Lude já morou em outro bairro próximo, La Croix-des-Bouquets. Certa manhã, em 2019, ela estava passeando com o tio quando dois membros de uma gangue se aproximaram dela. Eles roubaram tudo. Assim que terminaram, eles atiraram no rosto do tio de Lude. “Pelo prazer”, lembra ela. A mãe dela ouviu os tiros vindo de casa. Após esse assassinato, Lude e sua família mudaram-se para Clercine. Anos depois, começou o confronto entre os dois grupos armados. Especificamente, na noite de 23 de abril de 2022, quando centenas de moradores foram mortos indiscriminadamente. “Um massacre”, diz Lude.

“Se, há alguns anos, me tivessem dito que eu teria de [subir muros para chegar ao trabalho], eu não teria acreditado”, diz Lude, sentado num banco da igreja. Ela escolheu este lugar para falar, longe da vigilância das gangues. Para chegar aqui, tivemos que procurá-la em Clercine. Mas quando chegamos ela nos chamou: “Não venham. Espere por mim duas ruas abaixo. Os gangsters montaram um posto de controle.” Paramos.

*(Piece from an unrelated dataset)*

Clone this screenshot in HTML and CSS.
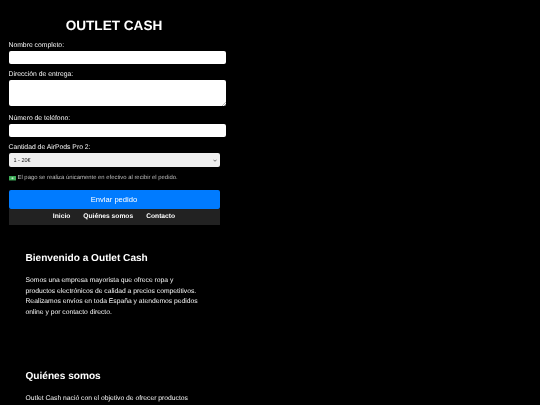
FILE: index.html
```html
<!DOCTYPE html>
<html lang="es">
<head>
<meta charset="utf-8">
<title>Outlet Cash</title>
<link rel="stylesheet" href="styles.css">
</head>
<body>
<main class="page">
  <h1 class="title">OUTLET CASH</h1>
  <form class="form">
    <label class="label">Nombre completo:</label>
    <input class="field field-input" type="text">
    <label class="label">Dirección de entrega:</label>
    <textarea class="field field-area"></textarea>
    <label class="label">Número de teléfono:</label>
    <input class="field field-input" type="tel">
    <label class="label">Cantidad de AirPods Pro 2:</label>
    <select class="select"><option>1 - 20€</option></select>
    <p class="note"><svg class="bill" viewBox="0 0 8 5"><rect width="8" height="5" fill="#3fae5a"/><circle cx="4" cy="2.5" r="1.2" fill="#bfe8c6"/></svg>El pago se realiza únicamente en efectivo al recibir el pedido.</p>
    <button class="submit" type="button">Enviar pedido</button>
  </form>
  <nav class="nav"><a>Inicio</a><a>Quiénes somos</a><a>Contacto</a></nav>
  <section class="section">
    <h2 class="heading">Bienvenido a Outlet Cash</h2>
    <p class="text">Somos una empresa mayorista que ofrece ropa y productos electrónicos de calidad a precios competitivos. Realizamos envíos en toda España y atendemos pedidos online y por contacto directo.</p>
  </section>
  <section class="section section-next">
    <h2 class="heading">Quiénes somos</h2>
    <p class="text">Outlet Cash nació con el objetivo de ofrecer productos</p>
  </section>
</main>
</body>
</html>
```
FILE: styles.css
```css
html, body { margin: 0; height: 100%; background: #000; overflow: hidden; }
body { color: #fff; font-family: "Liberation Sans", Arial, sans-serif; text-rendering: geometricPrecision; }
.page { width: 211px; margin-left: 8.5px; transform: translateZ(0); }
.title { margin: 0; padding-top: 16.5px; height: 21.5px; line-height: 17px; font-size: 13.6px; font-weight: 700; text-align: center; }
.form { display: flex; flex-direction: column; align-items: flex-start; }
.label { display: block; font-size: 6.8px; line-height: 9px; margin-top: 3px; margin-bottom: 1px; color: #f4f4f4; }
.field { display: block; box-sizing: border-box; width: 217.5px; background: #fff; border: 0; border-radius: 2px; padding: 0; margin: 0 0 3px; }
.field-input { height: 13px; }
.field-area { height: 26px; resize: none; margin-bottom: 5px; background-image: url("data:image/svg+xml,%3Csvg xmlns='http://www.w3.org/2000/svg' viewBox='0 0 4 4'%3E%3Cpath d='M0 4L4 0M2 4L4 2' stroke='%23777' stroke-width='.5'/%3E%3C/svg%3E"); background-repeat: no-repeat; background-size: 4px 4px; background-position: right bottom; }
.select { display: block; width: 211px; height: 14px; margin: 0 0 7px; padding: 0 5px; appearance: none; font-family: inherit; font-size: 5.5px; color: #222; background-color: #efefef; background-image: url("data:image/svg+xml,%3Csvg xmlns='http://www.w3.org/2000/svg' viewBox='0 0 6 4'%3E%3Cpath d='M.7.8L3 3.2 5.3.8' fill='none' stroke='%23333' stroke-width='1'/%3E%3C/svg%3E"); background-repeat: no-repeat; background-size: 4px 3px; background-position: right 2.5px center; border: 0; border-radius: 2px; }
.note { display: flex; align-items: center; margin: 0 0 6.5px; height: 9px; font-size: 5.9px; line-height: 9px; color: #bbb; }
.bill { width: 7px; height: 4.5px; margin-right: 2px; }
.submit { display: block; width: 211px; height: 19px; padding: 0; border: 0; border-radius: 2px; background: #007bff; color: #fff; font-family: inherit; font-size: 7.6px; }
.nav { display: flex; justify-content: center; gap: 13px; height: 16px; background: #222; font-size: 6.7px; font-weight: 700; line-height: 15px; }
.section { padding: 0 17px; }
.heading { margin: 0; padding-top: 27px; font-size: 10.1px; line-height: 14px; font-weight: 700; }
.text { margin: 10.5px 0 0; font-size: 6.75px; line-height: 10.7px; color: #f4f4f4; width: 178px; }
.section-next { padding-top: 24px; }
```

Ela nos conta que a vida em Porto Príncipe é impossível. “Não é a vida”, ela sussurra. “As gangues assumiram o controle – não temos polícia nem governantes. Há sequestros, tiros... Não faço nada além de estar em casa ou no trabalho. Não há futuro neste país.”

“Sinto falta de poder descer a rua, de poder sair, de andar com calma. Sinto falta de não ter medo”, Lude suspira, antes de se despedir.

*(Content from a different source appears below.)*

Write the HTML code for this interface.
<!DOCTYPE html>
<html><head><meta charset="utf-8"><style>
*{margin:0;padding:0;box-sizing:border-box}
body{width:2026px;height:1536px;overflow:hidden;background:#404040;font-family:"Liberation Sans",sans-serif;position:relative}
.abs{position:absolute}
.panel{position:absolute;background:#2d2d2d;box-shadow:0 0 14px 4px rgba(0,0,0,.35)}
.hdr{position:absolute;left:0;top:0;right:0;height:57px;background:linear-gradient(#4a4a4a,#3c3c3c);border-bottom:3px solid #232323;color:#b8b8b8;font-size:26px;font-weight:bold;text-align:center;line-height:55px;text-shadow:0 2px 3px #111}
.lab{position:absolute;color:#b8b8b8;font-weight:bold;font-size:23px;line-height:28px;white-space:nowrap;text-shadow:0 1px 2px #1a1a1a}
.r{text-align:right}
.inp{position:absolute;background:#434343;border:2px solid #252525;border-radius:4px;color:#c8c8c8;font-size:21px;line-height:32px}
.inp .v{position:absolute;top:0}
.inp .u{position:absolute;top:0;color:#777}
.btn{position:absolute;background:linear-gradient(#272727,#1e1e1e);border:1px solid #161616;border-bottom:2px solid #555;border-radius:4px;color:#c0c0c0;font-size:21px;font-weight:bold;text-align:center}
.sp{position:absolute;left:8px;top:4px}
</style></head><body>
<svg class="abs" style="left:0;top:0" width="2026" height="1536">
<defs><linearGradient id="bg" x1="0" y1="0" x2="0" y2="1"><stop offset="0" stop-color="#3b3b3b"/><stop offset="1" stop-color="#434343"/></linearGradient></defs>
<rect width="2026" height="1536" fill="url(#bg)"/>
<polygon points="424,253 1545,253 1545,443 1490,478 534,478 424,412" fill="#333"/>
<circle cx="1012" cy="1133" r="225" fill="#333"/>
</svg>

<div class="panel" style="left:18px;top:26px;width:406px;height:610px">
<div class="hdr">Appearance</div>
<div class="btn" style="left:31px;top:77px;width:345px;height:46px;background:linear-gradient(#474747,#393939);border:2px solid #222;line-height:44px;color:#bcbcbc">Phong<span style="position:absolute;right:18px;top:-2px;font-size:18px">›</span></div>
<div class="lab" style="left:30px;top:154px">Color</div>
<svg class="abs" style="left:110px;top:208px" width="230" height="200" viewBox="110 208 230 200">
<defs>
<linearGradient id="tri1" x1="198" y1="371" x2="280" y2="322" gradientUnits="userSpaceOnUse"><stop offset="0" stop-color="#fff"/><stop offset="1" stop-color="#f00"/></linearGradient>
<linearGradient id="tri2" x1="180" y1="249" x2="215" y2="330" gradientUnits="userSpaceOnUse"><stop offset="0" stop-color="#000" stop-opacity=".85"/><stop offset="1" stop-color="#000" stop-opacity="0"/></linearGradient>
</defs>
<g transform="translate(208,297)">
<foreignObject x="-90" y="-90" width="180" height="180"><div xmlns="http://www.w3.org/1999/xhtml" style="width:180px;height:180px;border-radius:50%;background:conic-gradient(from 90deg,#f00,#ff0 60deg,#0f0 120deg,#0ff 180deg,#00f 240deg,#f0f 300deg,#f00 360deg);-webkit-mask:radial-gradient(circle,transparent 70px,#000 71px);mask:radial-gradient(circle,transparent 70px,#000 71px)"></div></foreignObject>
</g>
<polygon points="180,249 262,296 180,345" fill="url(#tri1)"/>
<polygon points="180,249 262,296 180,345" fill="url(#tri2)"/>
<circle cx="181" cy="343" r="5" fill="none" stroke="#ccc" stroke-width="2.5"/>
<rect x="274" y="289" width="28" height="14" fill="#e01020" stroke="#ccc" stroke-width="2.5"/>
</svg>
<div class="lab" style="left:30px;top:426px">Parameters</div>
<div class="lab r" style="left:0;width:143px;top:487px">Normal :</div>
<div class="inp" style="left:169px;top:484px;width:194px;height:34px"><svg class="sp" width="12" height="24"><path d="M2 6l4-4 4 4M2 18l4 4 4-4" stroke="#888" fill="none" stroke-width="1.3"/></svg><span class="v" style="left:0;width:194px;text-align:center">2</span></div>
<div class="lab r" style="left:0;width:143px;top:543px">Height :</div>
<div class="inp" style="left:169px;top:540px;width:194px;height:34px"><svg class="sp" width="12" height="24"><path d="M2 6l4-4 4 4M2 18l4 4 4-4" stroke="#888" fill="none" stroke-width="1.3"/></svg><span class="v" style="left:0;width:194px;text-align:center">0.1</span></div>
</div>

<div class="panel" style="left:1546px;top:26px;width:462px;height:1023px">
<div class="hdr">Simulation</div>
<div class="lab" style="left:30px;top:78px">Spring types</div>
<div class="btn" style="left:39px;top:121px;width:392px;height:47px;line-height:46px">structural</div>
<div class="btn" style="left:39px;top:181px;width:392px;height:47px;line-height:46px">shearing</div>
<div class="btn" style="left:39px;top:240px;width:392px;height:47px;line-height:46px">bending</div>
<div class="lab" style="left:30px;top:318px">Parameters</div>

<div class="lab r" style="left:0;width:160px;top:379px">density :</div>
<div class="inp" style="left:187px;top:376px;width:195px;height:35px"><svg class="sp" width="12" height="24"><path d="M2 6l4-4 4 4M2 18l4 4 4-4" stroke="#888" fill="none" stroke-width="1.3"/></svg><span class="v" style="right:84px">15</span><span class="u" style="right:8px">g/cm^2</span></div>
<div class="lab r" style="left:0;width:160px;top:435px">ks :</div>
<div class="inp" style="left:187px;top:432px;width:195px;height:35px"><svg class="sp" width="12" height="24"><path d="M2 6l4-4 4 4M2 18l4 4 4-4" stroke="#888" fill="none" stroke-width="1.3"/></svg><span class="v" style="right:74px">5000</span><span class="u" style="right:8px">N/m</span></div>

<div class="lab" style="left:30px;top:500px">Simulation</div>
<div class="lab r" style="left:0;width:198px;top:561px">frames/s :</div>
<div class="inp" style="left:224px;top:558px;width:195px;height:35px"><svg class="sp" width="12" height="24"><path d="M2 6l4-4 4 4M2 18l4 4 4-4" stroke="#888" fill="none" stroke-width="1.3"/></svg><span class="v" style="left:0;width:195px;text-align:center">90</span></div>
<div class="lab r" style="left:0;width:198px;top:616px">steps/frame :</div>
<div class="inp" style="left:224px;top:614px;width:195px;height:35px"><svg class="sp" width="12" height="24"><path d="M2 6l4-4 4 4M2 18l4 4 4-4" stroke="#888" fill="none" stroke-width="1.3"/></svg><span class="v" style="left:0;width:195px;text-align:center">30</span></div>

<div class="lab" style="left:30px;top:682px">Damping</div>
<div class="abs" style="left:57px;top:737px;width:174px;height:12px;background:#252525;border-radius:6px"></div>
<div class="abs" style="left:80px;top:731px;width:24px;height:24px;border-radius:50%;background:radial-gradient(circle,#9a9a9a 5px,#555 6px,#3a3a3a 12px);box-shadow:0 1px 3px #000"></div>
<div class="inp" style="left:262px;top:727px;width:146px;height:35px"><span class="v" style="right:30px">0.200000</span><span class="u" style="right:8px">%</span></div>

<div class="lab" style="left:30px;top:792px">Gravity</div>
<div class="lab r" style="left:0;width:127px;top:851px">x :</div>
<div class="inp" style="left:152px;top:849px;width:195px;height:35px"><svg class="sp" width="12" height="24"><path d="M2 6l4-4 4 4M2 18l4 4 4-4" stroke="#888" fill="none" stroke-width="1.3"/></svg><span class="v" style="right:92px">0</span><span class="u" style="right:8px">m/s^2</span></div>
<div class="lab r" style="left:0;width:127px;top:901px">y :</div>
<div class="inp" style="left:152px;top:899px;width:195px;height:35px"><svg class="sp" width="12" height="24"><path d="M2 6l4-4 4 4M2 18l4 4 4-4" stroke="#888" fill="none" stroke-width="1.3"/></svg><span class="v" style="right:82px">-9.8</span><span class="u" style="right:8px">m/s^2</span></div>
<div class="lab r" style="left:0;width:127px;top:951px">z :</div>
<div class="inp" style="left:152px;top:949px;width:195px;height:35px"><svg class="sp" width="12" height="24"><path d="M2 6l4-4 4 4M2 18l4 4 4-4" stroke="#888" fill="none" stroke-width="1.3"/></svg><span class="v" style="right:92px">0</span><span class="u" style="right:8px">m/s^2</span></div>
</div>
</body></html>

“Se você pudesse, você deixaria o país?”

"Amanhã. Desculpe - hoje. Eu iria embora hoje.”

Há uma guerra em Porto Príncipe. Existem linhas de frente, grupos armados e civis deslocados. Mulheres e meninas são estupradas; homens são mortos aos milhares.

A única diferença é que esta guerra não foi declarada. Não oficialmente, pelo menos. E isto tem enormes desvantagens, sendo a principal delas o facto de nenhum país estrangeiro estar a ajudar os haitianos enquanto o seu país sangra até à morte.

A raiz do problema pode ser encontrada na quase total ausência do Estado. Este colapso social começou em 2010, da forma mais simbólica possível: um terramoto devastador deixou Porto Príncipe em ruínas, com mais de 300.000 mortos. Foi um toque final macabro ao que já era uma tendência herdada da década de 1960, quando François “Papa Doc” Duvalier se estabeleceu como ditador vitalício. Ele foi sucedido 20 anos depois por seu filho, “Baby Doc”. Entre pai e filho, lançaram um regime de terror que, segundo as Nações Unidas, deixou pelo menos 50 mil mortos no país. A polícia secreta – conhecida como Ton-Ton Macoute (bicho papão) – continuou a matar mesmo anos após o fim do regime Duvalier, sob a forma de grupos paramilitares. Apesar da chegada da democracia, a instabilidade e a corrupção consolidaram-se no Haiti.

Em agosto de 2021, outro terremoto devastador atingiu o país. E, apenas um mês antes, o então presidente Jovenel Moïse foi assassinado por mercenários colombianos em sua casa – um ataque em que se misturaram intrigas políticas, interesses comerciais e assuntos que começam no Haiti e terminam em Washington. Daquele dia até hoje, o Haiti esteve sem chefe de Estado. Não há um único membro eleito do parlamento. Na verdade, o edifício legislativo nem sequer existe – ruiu durante o terramoto e foi posteriormente abandonado. No papel, o primeiro-ministro Ariel Henry é o chefe de Estado interino, embora esteja rodeado por uma camarilha muito pequena, com a maioria da população a opor-se a ele. No Haiti, em termos reais, ninguém está no comando.